Critic John Alexander wrote, ” the haunting soundtrack accompanies the title credits, then weaves through the narrative, accentuating the noir mood of the film. ” Badalamenti’s success with the Blue Velvet let him to go on contributing to all David Lynch’s Films. Lost Highway (1997) Lynch has many trademark devices commonly used in his films. In Lost Highway, Lynch used sounds to build emotion and create symbolic collisions. There are Industrial sounds, very long takes, very less dialogue, silence at times, amplified at others, distorted reality, fire and smoke while orchestral pieces of music frame show the use of technology in the film.

For example, the phone rings twice accompanied by mood building music and the surveillance tapes use their own white noise with the music “ mood Builders”. The film opens to the imposing sound of Deranged by David Bowie. Car headlights illuminate road lines passing at a very high speed in the night, as if in flight. A horrifying mood is immediately established. Cut to Fred quietly at home, drawing painfully on a cigarette. (Lost Highway) Sound is an important component of a film for Lynch, who is highly involved in this aspect. “ Sound and Film got to work together.

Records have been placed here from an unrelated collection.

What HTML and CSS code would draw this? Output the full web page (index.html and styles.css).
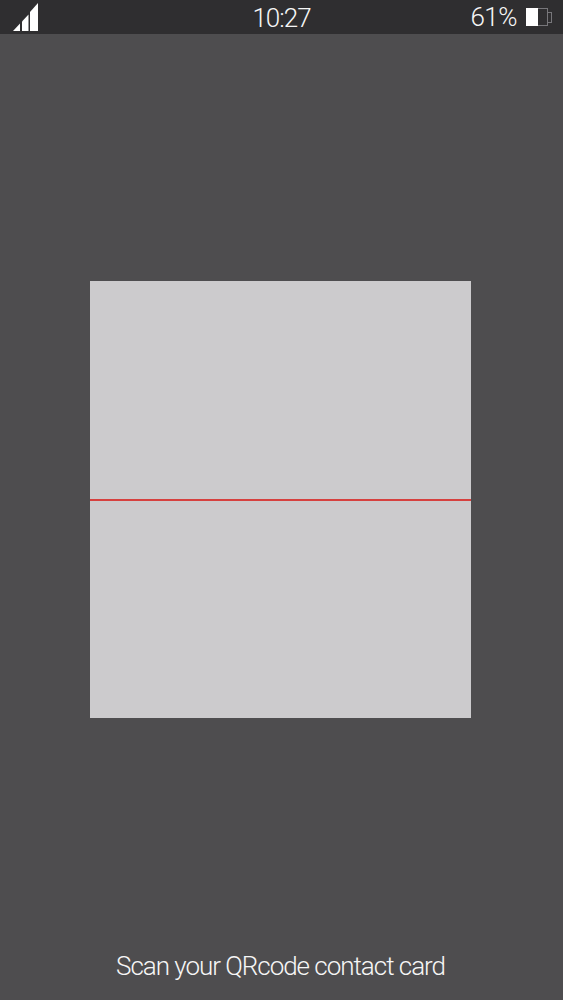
FILE: index.html
```html
<!DOCTYPE html>
<html lang="en">
	<head>
		<meta charset="UTF-8" />
		<title>Scan QRcode</title>
		<link rel="stylesheet" href="styles.css">
	</head>
	<body>
		<div class="status-bar">
			<svg class="signal" width="25" height="32" viewBox="0 0 25 32">
				<path d="M0 31 L7 23.5 V31 Z" fill="#fff" />
				<path d="M9 31 V21.5 L15.5 14.5 V31 Z" fill="#fff" />
				<path d="M17 31 V12 L25 3 V31 Z" fill="#fff" />
			</svg>
			<div class="time">10:27</div>
			<div class="battery-box">
				<span class="percent">61%</span>
				<div class="battery">
					<div class="battery-level"></div>
				</div>
				<div class="battery-tip"></div>
			</div>
		</div>

		<div class="scan-area">
			<div class="scan-box">
				<div class="scan-line"></div>
			</div>
			<div class="caption">Scan your QRcode contact card</div>
		</div>
	</body>
</html>
```

FILE: styles.css
```css
html,
body {
	margin: 0;
	height: 100%;
}

body {
	display: flex;
	flex-direction: column;
	background-color: #4e4d4f;
	color: #f6f6f6;
	font-family: Roboto, "Liberation Sans", Arial, sans-serif;
	font-weight: 300;
}

.status-bar {
	position: relative;
	display: flex;
	align-items: center;
	justify-content: space-between;
	height: 34px;
	padding: 0 11px 0 13px;
	background-color: #2f2e30;
}

.signal {
	align-self: flex-start;
}

.time {
	position: absolute;
	left: 0;
	right: 0;
	top: 4px;
	text-align: center;
	font-size: 26px;
	line-height: 29px;
	letter-spacing: -1px;
}

.battery-box {
	display: flex;
	align-items: center;
}

.percent {
	font-size: 26px;
	line-height: 34px;
	letter-spacing: -0.5px;
	margin-right: 9px;
}

.battery {
	width: 22px;
	height: 18px;
	border: 1px solid #77767a;
	box-sizing: border-box;
}

.battery-level {
	width: 12px;
	height: 18px;
	margin: -1px 0 0 -1px;
	background-color: #fff;
}

.battery-tip {
	width: 3px;
	height: 9px;
	border: 1px solid #77767a;
	border-left: none;
}

.scan-area {
	flex: 1;
	display: flex;
	flex-direction: column;
	align-items: center;
}

.scan-box {
	display: flex;
	align-items: flex-start;
	box-sizing: border-box;
	width: 381px;
	height: 437px;
	margin: 247px 2px 0 0;
	padding-top: 218px;
	background-color: #cccbcd;
}

.scan-line {
	width: 100%;
	height: 2px;
	background-color: #d6413f;
}

.caption {
	margin: 233px 2px 0 0;
	font-size: 26px;
	line-height: 30px;
	letter-spacing: -1.03px;
}
```
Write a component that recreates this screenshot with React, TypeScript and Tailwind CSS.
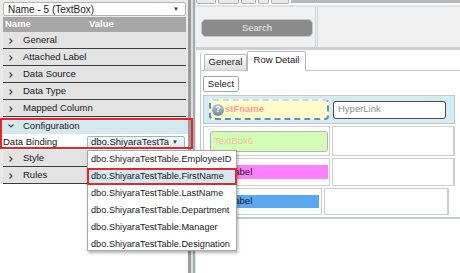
import React from 'react';

const Chevron = ({ down }: { down?: boolean }) => (
  <svg width="8" height="8" viewBox="0 0 8 8" className="shrink-0">
    {down ? (
      <path d="M1.5 2.5 L4 5 L6.5 2.5" stroke="#4a4a4a" strokeWidth="1.2" fill="none" />
    ) : (
      <path d="M2.5 1.5 L5 4 L2.5 6.5" stroke="#4a4a4a" strokeWidth="1.2" fill="none" />
    )}
  </svg>
);

const Arrow = () => <span className="text-[6px] text-[#333]">▼</span>;

const GROUPS_TOP = ['General', 'Attached Label', 'Data Source', 'Data Type', 'Mapped Column'];
const GROUPS_BOTTOM = ['Style', 'Rules'];

const OPTIONS = [
  'dbo.ShiyaraTestTable.EmployeeID',
  'dbo.ShiyaraTestTable.FirstName',
  'dbo.ShiyaraTestTable.LastName',
  'dbo.ShiyaraTestTable.Department',
  'dbo.ShiyaraTestTable.Manager',
  'dbo.ShiyaraTestTable.Designation',
];

const GroupRow = ({ label }: { label: string }) => (
  <div className="h-[17px] ml-[3px] mr-[2px] bg-[#e3e3e3] border-b border-[#3c3c3c] flex items-center pl-[4px] pt-[1px] gap-[8px]">
    <Chevron />
    <span>{label}</span>
  </div>
);

export default function App() {
  return (
    <div className="relative w-[460px] h-[273px] overflow-hidden bg-white flex font-['Liberation_Sans',Arial,sans-serif] text-[9.5px] text-[#1a1a1a]">
      {/* Property grid */}
      <div className="w-[188px] flex flex-col">
        <div className="bg-[#eaeaea]">
          <div className="h-[17px] pt-[2px] pl-[3px] pr-[2px]">
            <div className="h-[14px] bg-white border border-[#b4b4b4] rounded-[2px] flex items-center justify-between pl-[4px] pr-[6px]">
              <span className="text-[10px]">Name - 5 (TextBox)</span>
              <Arrow />
            </div>
          </div>
          <div className="h-[15px] ml-[3px] mr-[2px] bg-[#a6a6a6] text-white font-bold flex items-center">
            <span className="w-[86px] pl-[2px]">Name</span>
            <span>Value</span>
          </div>
          {GROUPS_TOP.map((g) => (
            <GroupRow key={g} label={g} />
          ))}
          <div className="h-[17px] bg-[#d4e8ef] flex items-center pl-[7px] pt-[1px] gap-[8px]">
            <Chevron down />
            <span>Configuration</span>
          </div>
          <div className="h-[16px] flex items-center bg-white">
            <span className="w-[87px] pl-[3px]">Data Binding</span>
            <div className="w-[98px] h-[13px] border border-[#9fb3bf] rounded-[2px] bg-gradient-to-b from-[#f4fafd] to-[#d9ebf3] flex items-center justify-between pl-[3px] pr-[6px]">
              <span className="whitespace-nowrap overflow-hidden">dbo.ShiyaraTestTa</span>
              <Arrow />
            </div>
          </div>
          {GROUPS_BOTTOM.map((g) => (
            <GroupRow key={g} label={g} />
          ))}
        </div>
        <div className="flex-1 bg-white" />
      </div>

      {/* Splitter */}
      <div className="w-[8px] flex">
        <div className="w-[3px] bg-[#9b9b9b]" />
        <div className="w-[2px] bg-[#dedede]" />
        <div className="w-[2px] bg-[#a3abb1]" />
        <div className="w-[1px] bg-[#e6e6e6]" />
      </div>

      {/* Designer */}
      <div className="flex-1 flex flex-col">
        <div className="h-[5px] flex items-start bg-white">
          {[20, 21, 15, 11, 18].map((w, i) => (
            <div key={i} className="h-[4px] border border-t-0 border-[#a9b2b8] bg-[#e6eaed] rounded-b-[2px] mr-[2px]" style={{ width: w }} />
          ))}
          <div className="flex-1 h-[3px] bg-[#b7b7b7]" />
        </div>
        <div className="h-[2px] bg-[#dde3e6]" />
        <div className="h-[43px] bg-[#f1f1f1] border-b-[3px] border-[#c9d1d6] flex">
          <div className="w-[119px] pl-[5px] pt-[12px]">
            <div className="w-[112px] h-[18px] rounded-[5px] bg-[#8b8b8b] border border-[#c6c6c6] flex items-center justify-center text-[#ececec]">
              Search
            </div>
          </div>
          <div className="w-[3px] border-x border-[#cfd4d7]" />
          <div className="flex-1" />
        </div>

        <div className="flex-1 pl-[4px]">
          <div className="border-l border-[#c2c8cc] rounded-tl-[5px] border-t border-t-transparent">
            <div className="h-[20px] flex items-end pl-[3px] border-b border-[#c2cace]">
              <div className="w-[43px] h-[16px] border border-b-0 border-[#b4b9bd] rounded-t-[2px] bg-gradient-to-b from-white to-[#dedede] flex items-center justify-center">
                General
              </div>
              <div className="w-[59px] h-[20px] -mb-px bg-white border border-b-0 border-[#b4b9bd] rounded-t-[2px] flex items-center justify-center pb-[2px]">
                Row Detail
              </div>
            </div>
            <div className="pl-[2px] pt-[5px] pb-[2px] border-b-2 border-[#c4ccd0]">
              <div className="w-[36px] h-[16px] border border-[#a6a6a6] rounded-[2px] bg-white flex items-center justify-center">
                Select
              </div>
              <div className="mt-[3px] mr-[5px] flex flex-col gap-[2px]">
                {/* row 1 */}
                <div className="h-[29px] bg-[#d5ecf5] border border-[#bccbd3] flex items-center pl-[5px] gap-[4px]">
                  <div className="w-[120px] h-[21px] bg-[#fffbc8] border-2 border-dashed border-[#5d8fc0] border-t-[#c8d8e8] rounded-[4px] flex items-center pl-[1px] gap-[1px]">
                    <span className="w-[12px] h-[12px] rounded-full bg-gradient-to-b from-[#b7c7d6] to-[#6f8aa3] text-white font-bold text-[9px] flex items-center justify-center">?</span>
                    <span className="text-[#ff9a9a] font-bold">stFname</span>
                  </div>
                  <div className="w-[113px] h-[18px] bg-white border border-[#4a4a4a] rounded-[3px] flex items-center pl-[4px] text-[#8a8a8a]">
                    HyperLink
                  </div>
                </div>
                {/* row 2 */}
                <div className="h-[30px] flex gap-[2px]">
                  <div className="w-[127px] border border-[#cfcfcf] flex items-center pl-[6px] pr-[1px]">
                    <div className="flex-1 h-[21px] bg-[#d3fcb6] border border-[#b2b2b2] rounded-[3px] flex items-center pl-[3px] text-[#f3c2a6]">
                      TextBox6
                    </div>
                  </div>
                  <div className="flex-1 border border-[#cfcfcf] border-r-2" />
                </div>
                {/* row 3 */}
                <div className="h-[28px] flex gap-[2px]">
                  <div className="w-[127px] border border-[#cfcfcf] flex items-center pl-[5px] pr-[1px]">
                    <div className="flex-1 h-[14px] bg-[#ff80ff] flex items-center pl-[20px]">Label</div>
                  </div>
                  <div className="flex-1 border border-[#cfcfcf] border-r-2" />
                </div>
                {/* row 4 */}
                <div className="h-[27px] flex gap-[2px] pr-[6px]">
                  <div className="w-[119px] border border-[#cfcfcf] flex items-center pl-[5px] pr-[2px]">
                    <div className="flex-1 h-[13px] bg-[#5aa7f2] flex items-center pl-[20px]">Label</div>
                  </div>
                  <div className="flex-1 border border-[#cfcfcf] border-r-2" />
                </div>
              </div>
            </div>
          </div>
        </div>
      </div>

      {/* highlight on the Configuration group */}
      <div className="absolute left-0 top-[118px] w-[193px] h-[31px] border-2 border-[#e5262b]" />

      {/* open data binding list */}
      <div className="absolute left-[87px] top-[150px] w-[150px] h-[101px] bg-white border border-[#a9a9a9] shadow-[1px_2px_3px_rgba(0,0,0,0.3)] text-[9.2px]">
        {OPTIONS.map((o, i) => (
          <div
            key={o}
            className={
              i === 1
                ? 'h-[17px] flex items-center pl-[2px] pt-[1px] bg-[#d4e9f3] border-2 border-[#e5262b] -mx-px'
                : 'h-[17px] flex items-center pl-[3px] pt-[1px]'
            }
          >
            {o}
          </div>
        ))}
      </div>
    </div>
  );
}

I keep saying that there are ten sounds that will be correct and if you get one of them, you’re there. But there are thousands that are incorrect, so you just have to keep on letting it talk to you and feel it. It’s not an intellectual sort of thing. ” (” You’re sitting quietly, and something unfolds in your mind… ” ) Lynch was the sound designer of this film, and he worked with his friend and partner, Angelo Badalamenti to compose the original score for the film. The film has a killer soundtrack, which was produced (uncredited) by Trent Reznor of Nine Inch Nails.